The issue of Lenihan's inexperience inevitably arises. Indeed, he inadvertently drew attention to it in a speech last weekend to a conference on positivity in the media. "Surely there have to be limits to the experience of some of our leading columnists," he said on that occasion. "Not everyone can write authoritatively on our current crisis… perhaps some of our columnists might question the value they can add to the debate."

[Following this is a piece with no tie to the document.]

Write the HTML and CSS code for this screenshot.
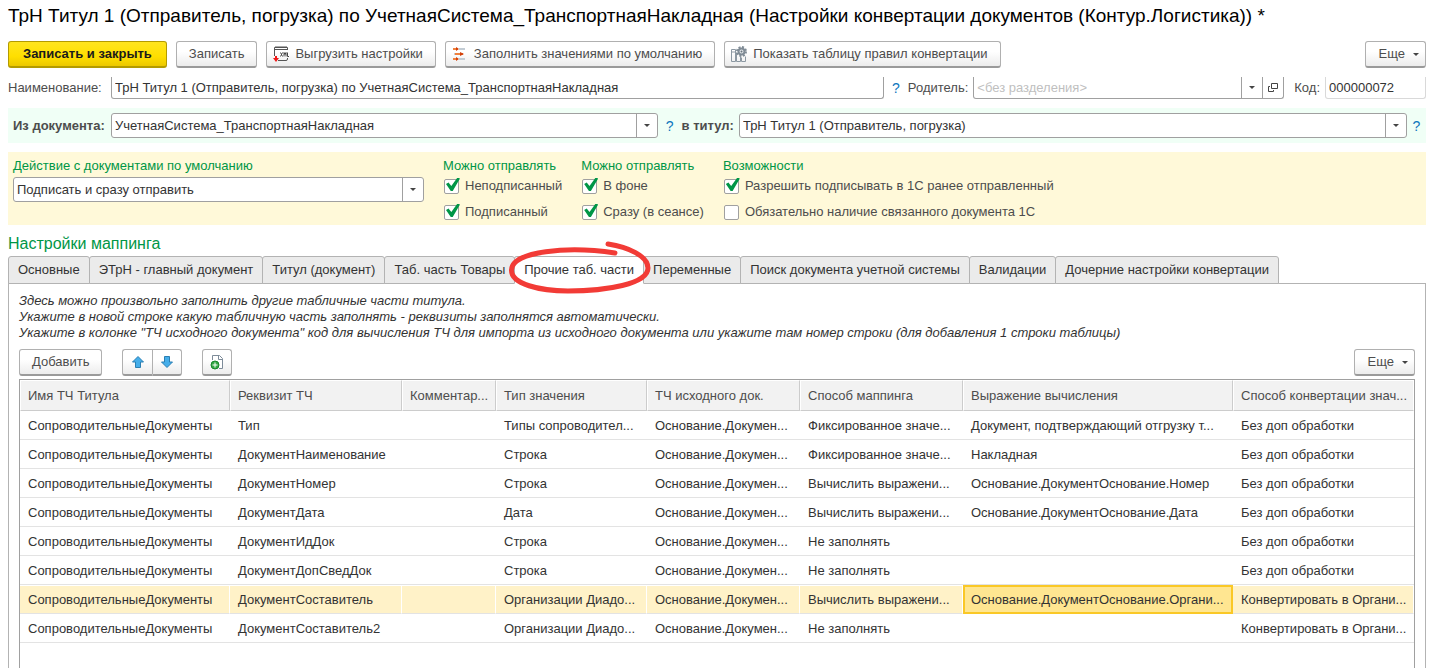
FILE: index.html
```html
<!DOCTYPE html>
<html lang="ru">
<head>
    <meta charset="UTF-8">
    <meta name="viewport" content="width=device-width, initial-scale=1.0">
    <title>Настройки конвертации документов (Контур.Логистика)</title>
    <link rel="stylesheet" href="styles.css">
</head>
<body>
    <h1 class="form-title">ТрН Титул 1 (Отправитель, погрузка) по УчетнаяСистема_ТранспортнаяНакладная (Настройки конвертации документов (Контур.Логистика)) *</h1>

    <div class="toolbar">
        <button class="button primary">Записать и закрыть</button>
        <button class="button">Записать</button>
        <button class="button with-icon">
            <svg class="icon" width="16" height="16" viewBox="0 0 16 16" fill="none">
                <path d="M5 14.5h8q1.5 0 1.5-1.5v-1M14.500 4V1.500H1.500V10M1.500 3.500h13" stroke="#555"/>
                <path d="M2 .5h12v1H2z" fill="#555"/>
                <rect x="7" y="6" width="9" height="5" fill="#fff"/>
                <path d="M7.500 6.500l2 4M9.500 6.500l-2 4M11 10.500v-4l1 2 1-2v4M14.500 6.500v4H16" stroke="#444"/>
                <path d="M3 10v3" stroke="#f01818" stroke-width="2"/>
                <path d="M0 12h6l-3 4z" fill="#f01818"/>
            </svg>
            Выгрузить настройки
        </button>
        <button class="button with-icon">
            <svg class="icon" width="16" height="16" viewBox="0 0 16 16">
                <path d="M7 3h6M2 8h2M7 13h6" stroke="#c3ccd4" stroke-width="2"/>
                <path d="M1 3h5M3 8h8M1 13h5" stroke="#f0803c" stroke-width="2"/>
                <path d="M4 1l3 2-3 2zM8 6l4 2-4 2zM4 11l3 2-3 2z" fill="#d2410c"/>
            </svg>
            Заполнить значениями по умолчанию
        </button>
        <button class="button with-icon">
            <svg class="icon" width="16" height="16" viewBox="0 0 16 16" fill="none">
                <path d="M.5 3.500h4v12h-4zM.5 6h4M5.500 6.500v9h4v-5M10.500 11.500v4h4v-5" stroke="#8c98a2"/>
                <circle cx="10.5" cy="5.5" r="4.5" stroke="#7f8b95" stroke-width="2" stroke-dasharray="2 1.530"/>
                <circle cx="10.5" cy="5.5" r="3" fill="#e4e8eb" stroke="#7f8b95" stroke-width="2"/>
                <circle cx="10.5" cy="5.5" r="1" fill="#66727c"/>
            </svg>
            Показать таблицу правил конвертации
        </button>
        <button class="button more">Еще <span class="arrow"></span></button>
    </div>

    <div class="form-row header-row">
        <label class="row-label" for="name">Наименование:</label>
        <input class="field name-field" id="name" type="text" value="ТрН Титул 1 (Отправитель, погрузка) по УчетнаяСистема_ТранспортнаяНакладная">
        <a class="help" href="#">?</a>
        <label for="parent">Родитель:</label>
        <div class="field combo parent-field">
            <input class="combo-input" id="parent" type="text" placeholder="&lt;без разделения&gt;">
            <button class="combo-button" aria-label="Выбрать"><span class="arrow"></span></button>
            <button class="combo-button" aria-label="Открыть">
                <svg width="10" height="10" viewBox="0 0 10 10" fill="none" stroke="#444">
                    <path d="M3.500.5h6v5h-6zM2 3.500H.5v5h5V7"/>
                </svg>
            </button>
        </div>
        <label class="code-label" for="code">Код:</label>
        <input class="field code-field" id="code" type="text" value="000000072" readonly>
    </div>

    <div class="form-row document-row">
        <label class="row-label" for="source">Из документа:</label>
        <div class="select source-select">
            <select id="source"><option>УчетнаяСистема_ТранспортнаяНакладная</option></select>
            <span class="select-arrow"><span class="arrow"></span></span>
        </div>
        <a class="help" href="#">?</a>
        <label for="target">в титул:</label>
        <div class="select target-select">
            <select id="target"><option>ТрН Титул 1 (Отправитель, погрузка)</option></select>
            <span class="select-arrow"><span class="arrow"></span></span>
        </div>
        <a class="help" href="#">?</a>
    </div>

    <div class="actions">
        <div class="action-group default-action">
            <label class="group-title" for="action">Действие с документами по умолчанию</label>
            <div class="select">
                <select id="action"><option>Подписать и сразу отправить</option></select>
                <span class="select-arrow"><span class="arrow"></span></span>
            </div>
        </div>
        <div class="action-group">
            <span class="group-title">Можно отправлять</span>
            <label class="check"><input type="checkbox" checked>Неподписанный</label>
            <label class="check"><input type="checkbox" checked>Подписанный</label>
        </div>
        <div class="action-group">
            <span class="group-title">Можно отправлять</span>
            <label class="check"><input type="checkbox" checked>В фоне</label>
            <label class="check"><input type="checkbox" checked>Сразу (в сеансе)</label>
        </div>
        <div class="action-group">
            <span class="group-title">Возможности</span>
            <label class="check"><input type="checkbox" checked>Разрешить подписывать в 1С ранее отправленный</label>
            <label class="check"><input type="checkbox">Обязательно наличие связанного документа 1С</label>
        </div>
    </div>

    <h2 class="section-title">Настройки маппинга</h2>

    <div class="tabs" role="tablist">
        <button class="tab" role="tab">Основные</button>
        <button class="tab" role="tab">ЭТрН - главный документ</button>
        <button class="tab" role="tab">Титул (документ)</button>
        <button class="tab" role="tab">Таб. часть Товары</button>
        <button class="tab active" role="tab" aria-selected="true">Прочие таб. части
            <svg class="marker" width="148" height="56" viewBox="0 0 148 56" fill="none" stroke="#f23b36" stroke-width="5" stroke-linecap="round">
                <path d="M109 13C62 6 6 11 5.500 30C5 44 34 51 62 51C100 51 142 44 142 28C142 16 122 7 102 4"/>
            </svg>
        </button>
        <button class="tab" role="tab">Переменные</button>
        <button class="tab" role="tab">Поиск документа учетной системы</button>
        <button class="tab" role="tab">Валидации</button>
        <button class="tab" role="tab">Дочерние настройки конвертации</button>
    </div>

    <div class="panel" role="tabpanel">
        <p class="hint">
            Здесь можно произвольно заполнить другие табличные части титула.<br>
            Укажите в новой строке какую табличную часть заполнять - реквизиты заполнятся автоматически.<br>
            Укажите в колонке "ТЧ исходного документа" код для вычисления ТЧ для импорта из исходного документа или укажите там номер строки (для добавления 1 строки таблицы)
        </p>

        <div class="table-toolbar">
            <button class="button">Добавить</button>
            <div class="button-group">
                <button class="button icon-only" aria-label="Переместить вверх">
                    <svg width="12" height="12" viewBox="0 0 12 12"><path d="M6 .5l5.500 5.500H8.500v5.500h-5V6H.5z" fill="#45aeea" stroke="#2b7fb3"/></svg>
                </button>
                <button class="button icon-only" aria-label="Переместить вниз">
                    <svg width="12" height="12" viewBox="0 0 12 12"><path d="M6 11.500L.5 6h3V.5h5V6h3z" fill="#45aeea" stroke="#2b7fb3"/></svg>
                </button>
            </div>
            <button class="button icon-only" aria-label="Заполнить">
                <svg width="16" height="16" viewBox="0 0 16 16" fill="none">
                    <path d="M3.500 6V1.500h7l3 3v10H10" fill="#fff" stroke="#7d8b99"/>
                    <path d="M9.500 1.500v4h4" stroke="#7d8b99"/>
                    <circle cx="6" cy="11" r="4" fill="#35a845" stroke="#16872a"/>
                    <path d="M6 8.500v5M3.500 11h5" stroke="#fff"/>
                </svg>
            </button>
            <button class="button more">Еще <span class="arrow"></span></button>
        </div>

        <div class="table-box">
            <table class="mapping">
                <colgroup>
                    <col class="col-title">
                    <col class="col-attribute">
                    <col class="col-comment">
                    <col class="col-type">
                    <col class="col-source">
                    <col class="col-method">
                    <col class="col-expression">
                    <col class="col-conversion">
                </colgroup>
                <thead>
                    <tr>
                        <th>Имя ТЧ Титула</th>
                        <th>Реквизит ТЧ</th>
                        <th>Комментар...</th>
                        <th>Тип значения</th>
                        <th>ТЧ исходного док.</th>
                        <th>Способ маппинга</th>
                        <th>Выражение вычисления</th>
                        <th>Способ конвертации знач...</th>
                    </tr>
                </thead>
                <tbody>
                    <tr>
                        <td>СопроводительныеДокументы</td>
                        <td>Тип</td>
                        <td></td>
                        <td>Типы сопроводител...</td>
                        <td>Основание.Докумен...</td>
                        <td>Фиксированное значе...</td>
                        <td>Документ, подтверждающий отгрузку т...</td>
                        <td>Без доп обработки</td>
                    </tr>
                    <tr>
                        <td>СопроводительныеДокументы</td>
                        <td>ДокументНаименование</td>
                        <td></td>
                        <td>Строка</td>
                        <td>Основание.Докумен...</td>
                        <td>Фиксированное значе...</td>
                        <td>Накладная</td>
                        <td>Без доп обработки</td>
                    </tr>
                    <tr>
                        <td>СопроводительныеДокументы</td>
                        <td>ДокументНомер</td>
                        <td></td>
                        <td>Строка</td>
                        <td>Основание.Докумен...</td>
                        <td>Вычислить выражени...</td>
                        <td>Основание.ДокументОснование.Номер</td>
                        <td>Без доп обработки</td>
                    </tr>
                    <tr>
                        <td>СопроводительныеДокументы</td>
                        <td>ДокументДата</td>
                        <td></td>
                        <td>Дата</td>
                        <td>Основание.Докумен...</td>
                        <td>Вычислить выражени...</td>
                        <td>Основание.ДокументОснование.Дата</td>
                        <td>Без доп обработки</td>
                    </tr>
                    <tr>
                        <td>СопроводительныеДокументы</td>
                        <td>ДокументИдДок</td>
                        <td></td>
                        <td>Строка</td>
                        <td>Основание.Докумен...</td>
                        <td>Не заполнять</td>
                        <td></td>
                        <td>Без доп обработки</td>
                    </tr>
                    <tr>
                        <td>СопроводительныеДокументы</td>
                        <td>ДокументДопСведДок</td>
                        <td></td>
                        <td>Строка</td>
                        <td>Основание.Докумен...</td>
                        <td>Не заполнять</td>
                        <td></td>
                        <td>Без доп обработки</td>
                    </tr>
                    <tr class="selected">
                        <td>СопроводительныеДокументы</td>
                        <td>ДокументСоставитель</td>
                        <td></td>
                        <td>Организации Диадо...</td>
                        <td>Основание.Докумен...</td>
                        <td>Вычислить выражени...</td>
                        <td class="current">Основание.ДокументОснование.Органи...</td>
                        <td>Конвертировать в Органи...</td>
                    </tr>
                    <tr>
                        <td>СопроводительныеДокументы</td>
                        <td>ДокументСоставитель2</td>
                        <td></td>
                        <td>Организации Диадо...</td>
                        <td>Основание.Докумен...</td>
                        <td>Не заполнять</td>
                        <td></td>
                        <td>Конвертировать в Органи...</td>
                    </tr>
                </tbody>
            </table>
        </div>
    </div>
</body>
</html>
```

FILE: styles.css
```css
* {
    box-sizing: border-box;
}

body {
    margin: 0;
    padding: 0 6px 0 8px;
    height: 100vh;
    overflow: hidden;
    display: flex;
    flex-direction: column;
    background-color: #fff;
    color: #4d4d4d;
    font-family: "Liberation Sans", Arial, sans-serif;
    font-size: 13px;
    line-height: 16px;
}

button,
input,
select {
    font: inherit;
    color: inherit;
    margin: 0;
}

.form-title {
    margin: 5px 0 14px;
    font-size: 19px;
    line-height: 22px;
    font-weight: normal;
    color: #000;
    white-space: nowrap;
}

/* buttons */
.toolbar,
.table-toolbar {
    display: flex;
    gap: 9px;
}

.button {
    height: 27px;
    padding: 0 12px;
    display: flex;
    align-items: center;
    justify-content: center;
    gap: 8px;
    white-space: nowrap;
    border: 1px solid #b0b0b0;
    border-bottom: 2px solid #9a9a9a;
    border-radius: 3px;
    background: linear-gradient(#fff 40%, #ececec);
}

.primary {
    padding: 0 14px;
    font-weight: bold;
    color: #1a1a1a;
    border-color: #b39b00;
    background: linear-gradient(#ffe51f, #ffdf00 60%, #ecc800);
}

.with-icon {
    padding-left: 6px;
    gap: 6px;
}

.more {
    margin-left: auto;
    padding: 0 6px 0 13px;
}

.icon-only {
    width: 30px;
    padding: 0;
}

.button-group {
    display: flex;
}

.button-group .button:first-child {
    border-radius: 3px 0 0 3px;
    border-right: 0;
}

.button-group .button:last-child {
    border-radius: 0 3px 3px 0;
}

.arrow {
    border: 3px solid transparent;
    border-top-color: #444;
    border-bottom: 0;
}

/* form rows */
.form-row {
    display: flex;
    align-items: center;
    gap: 5px;
}

.header-row {
    margin-top: 9px;
}

.row-label {
    width: 98px;
}

.code-label {
    margin-left: 5px;
}

.field {
    height: 22px;
    padding: 0 3px;
    min-width: 0;
    border: 1px solid #a0a0a0;
    border-top: 0;
    border-radius: 0 0 3px 3px;
    background-color: #fff;
    color: #333;
}

.name-field {
    flex: 5;
}

.parent-field {
    flex: 2;
}

.code-field {
    width: 101px;
    border-color: #d9d9d9;
}

.combo {
    display: flex;
    padding-right: 0;
}

.combo-input {
    flex: 1;
    min-width: 0;
    padding: 0;
    border: 0;
    background: none;
}

.combo-input::placeholder {
    color: #bfbfbf;
}

.combo-button {
    width: 21px;
    padding: 0;
    display: flex;
    align-items: center;
    justify-content: center;
    border: 0;
    border-left: 1px solid #a0a0a0;
    background: none;
}

.help {
    width: 14px;
    text-align: center;
    font-size: 14px;
    color: #0e76bd;
    text-decoration: none;
}

.document-row {
    margin-top: 9px;
    padding: 5px;
    background-color: #f0fff6;
}

.document-row label {
    font-weight: bold;
}

.document-row .row-label {
    width: 93px;
}

.source-select {
    flex: 9;
}

.target-select {
    flex: 11;
}

.document-row .help:last-child {
    width: 9px;
}

.select {
    position: relative;
    min-width: 0;
}

.select select {
    display: block;
    width: 100%;
    height: 25px;
    padding: 0 24px 0 3px;
    appearance: none;
    border: 1px solid #a0a0a0;
    border-radius: 3px;
    background-color: #fff;
    color: #333;
}

.select-arrow {
    position: absolute;
    top: 1px;
    right: 1px;
    bottom: 1px;
    width: 21px;
    display: flex;
    align-items: center;
    justify-content: center;
    border-left: 1px solid #a0a0a0;
    pointer-events: none;
}

/* default actions */
.actions {
    margin-top: 9px;
    padding: 5px;
    display: flex;
    gap: 19px;
    background-color: #fff9d9;
}

.default-action {
    width: 411px;
}

.group-title {
    display: block;
    line-height: 18px;
    color: #009646;
    white-space: nowrap;
}

.default-action .group-title {
    margin-bottom: 2px;
}

.check {
    margin-top: 10px;
    display: flex;
    align-items: center;
    gap: 6px;
    white-space: nowrap;
}

.group-title + .check {
    margin-top: 3px;
}

.check input {
    position: relative;
    width: 15px;
    height: 15px;
    margin-left: 1px;
    appearance: none;
    border: 1px solid #a0a0a0;
    border-radius: 2px;
    background-color: #fff;
}

.check input:checked::before {
    content: "";
    position: absolute;
    left: 1px;
    top: -2px;
    width: 14px;
    height: 14px;
    background-color: #009646;
    clip-path: polygon(0 46%, 18% 36%, 38% 60%, 82% 0, 100% 8%, 48% 96%, 34% 96%);
}

/* tabs */
.section-title {
    margin: 9px 0 3px;
    font-size: 16px;
    line-height: 19px;
    font-weight: normal;
    color: #009646;
}

.tabs {
    display: flex;
    position: relative;
    z-index: 1;
}

.tab {
    height: 28px;
    padding: 0 9px;
    margin-right: -1px;
    border: 1px solid #b3b3b3;
    border-radius: 3px 3px 0 0;
    background-color: #ebebeb;
    color: #333;
    white-space: nowrap;
}

.tab.active {
    position: relative;
    z-index: 1;
    border-bottom-color: #fff;
    background-color: #fff;
}

.marker {
    position: absolute;
    left: -9px;
    top: -17px;
}

.panel {
    flex: 1;
    min-height: 0;
    margin-top: -1px;
    padding: 9px 10px 0;
    display: flex;
    flex-direction: column;
    border: 1px solid #b3b3b3;
    border-bottom: 0;
}

.hint {
    margin: 0 0 8px;
    color: #333;
    font-style: italic;
    white-space: nowrap;
}

.table-toolbar {
    gap: 20px;
    margin-bottom: 3px;
}

/* table */
.table-box {
    flex: 1;
    min-height: 0;
    border: 1px solid #a0a0a0;
    border-bottom: 0;
}

.mapping {
    width: 100%;
    table-layout: fixed;
    border-collapse: separate;
    border-spacing: 0;
    color: #333;
}

.col-title { width: 210px; }
.col-attribute { width: 172px; }
.col-comment { width: 94px; }
.col-type { width: 151px; }
.col-source { width: 153px; }
.col-method { width: 163px; }
.col-conversion { width: 181px; }

.mapping th,
.mapping td {
    height: 29px;
    padding: 0 3px 0 7px;
    text-align: left;
    font-weight: normal;
    white-space: nowrap;
    overflow: hidden;
    text-overflow: ellipsis;
    border: 1px solid #fff;
    border-width: 1px 1px 1px 1px;
    border-bottom-color: #e3e3e3;
}

.mapping th {
    height: 31px;
    color: #4d4d4d;
    background-color: #f2f2f2;
    background-clip: padding-box;
    border-right-color: #ccc;
    border-bottom-color: #ccc;
}

.mapping th:last-child {
    border-right-color: #fff;
}

.mapping td {
    border-left: 0;
    border-right: 0;
    padding-left: 8px;
}

.mapping .selected td {
    border-right: 1px solid #fff;
    background-color: #fff2c8;
    background-clip: padding-box;
}

.mapping .selected .current {
    padding: 0 2px 0 6px;
    border: 2px solid #fac826;
    background-color: #ffe691;
}
```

Lenihan, of course, was appointed to the Department of Finance at the worst time in our economic history after just 11 months in cabinet – at the Department of Justice. He was as unqualified for the job as it's possible to be but apparently did not question the value of his own contribution to the debate. The result has been a man so unsure of himself that he has been bamboozled by bankers, too ready to take the advice of senior civil servants who couldn't predict what day it is tomorrow, and overly impressed by ideologues like Colm McCarthy. (People ask what Labour would do differently if they were in power; one change, I'd suggest, will be an end to the sight of McCarthy hanging around the place like some right-wing Yosser Hughes picking up little jobs from the Department of Finance).
The calls for even more severe cuts continue, although if one of the definitions of madness is doing the same thing over and over again expecting a different result the next time, then it can fairly be said that the austerity junkies, Lenihan included, have gone stark, raving bonkers. The government was warned a year ago that a policy of cutbacks which wasn't tempered by some kind of stimulus would lead to stagnation and further recession. The unconscionably high unemployment and emigration rates, and the shrinkage in the economy in the second quarter of the year, prove that those warnings and the people who made them (including at least two columnists) were right. But Lenihan doesn't do listening, or at least he doesn't listen to people outside the comfort zone he has created around himself.
The economy is crying out for an injection of demand. The unemployed can't provide it because they have no money. Private-sector workers with spare cash are so frightened of the prospect of unemployment that they are saving, not spending. Public-sector workers mostly have job security but have suffered so many pay cuts and levies over the past two years that they can't afford to spend either. The minister proposes to continue, worsen even, this situation.
The only place the demand can come from is government, and the only place the government can get the money currently (bar taxing some of the wealth which still exists in the country) is from the National Pension Reserve Fund. So far, Lenihan has been happy to raid the fund to help the banks, but has shown no such enthusiasm when it comes to helping out the unemployed. His continued refusal to look at this option has become perverse, but not surprising. Because if there was never a coherent Plan A, how can we expect a Plan B?
Good vibrations at leinster house gave us a buzz
With all the doom and gloom around last week, it was hard to find a reason to laugh, so kudos to performance artist madamk for lightening the mood outside Leinster House on Wednesday. After Joe McNamara's cement lorry made very slight contact with the railings of what's sometimes called (ironically, I presume) the seat of power, kadamk, armed with little more than a hard neck, a sex toy, and a video camera arrived on Kildare Street to interview TDs and senators about this outrageous attack on their integrity.
Fine Gael's Brian Hayes – the next Taoiseach, some people tell me – was annoyingly pompous about it all, but it was only when madamk got Noel O'Flynn and Charlie O'Connor to talk to her that she hit paydirt. O'Flynn and O'Connor proceeded to spout the usual Fianna Fáil nonsense about the state of the world even when the impressively-sized sex toy was produced to masquerade as a microphone.
The sight of the two of them – a lobotomised Podge and Rodge – continuing with their platitudes while the sex toy danced for joy in close proximity to their mouths was one of the week's few pleasures. You can see it for yourself on YouTube. Just search for madamk.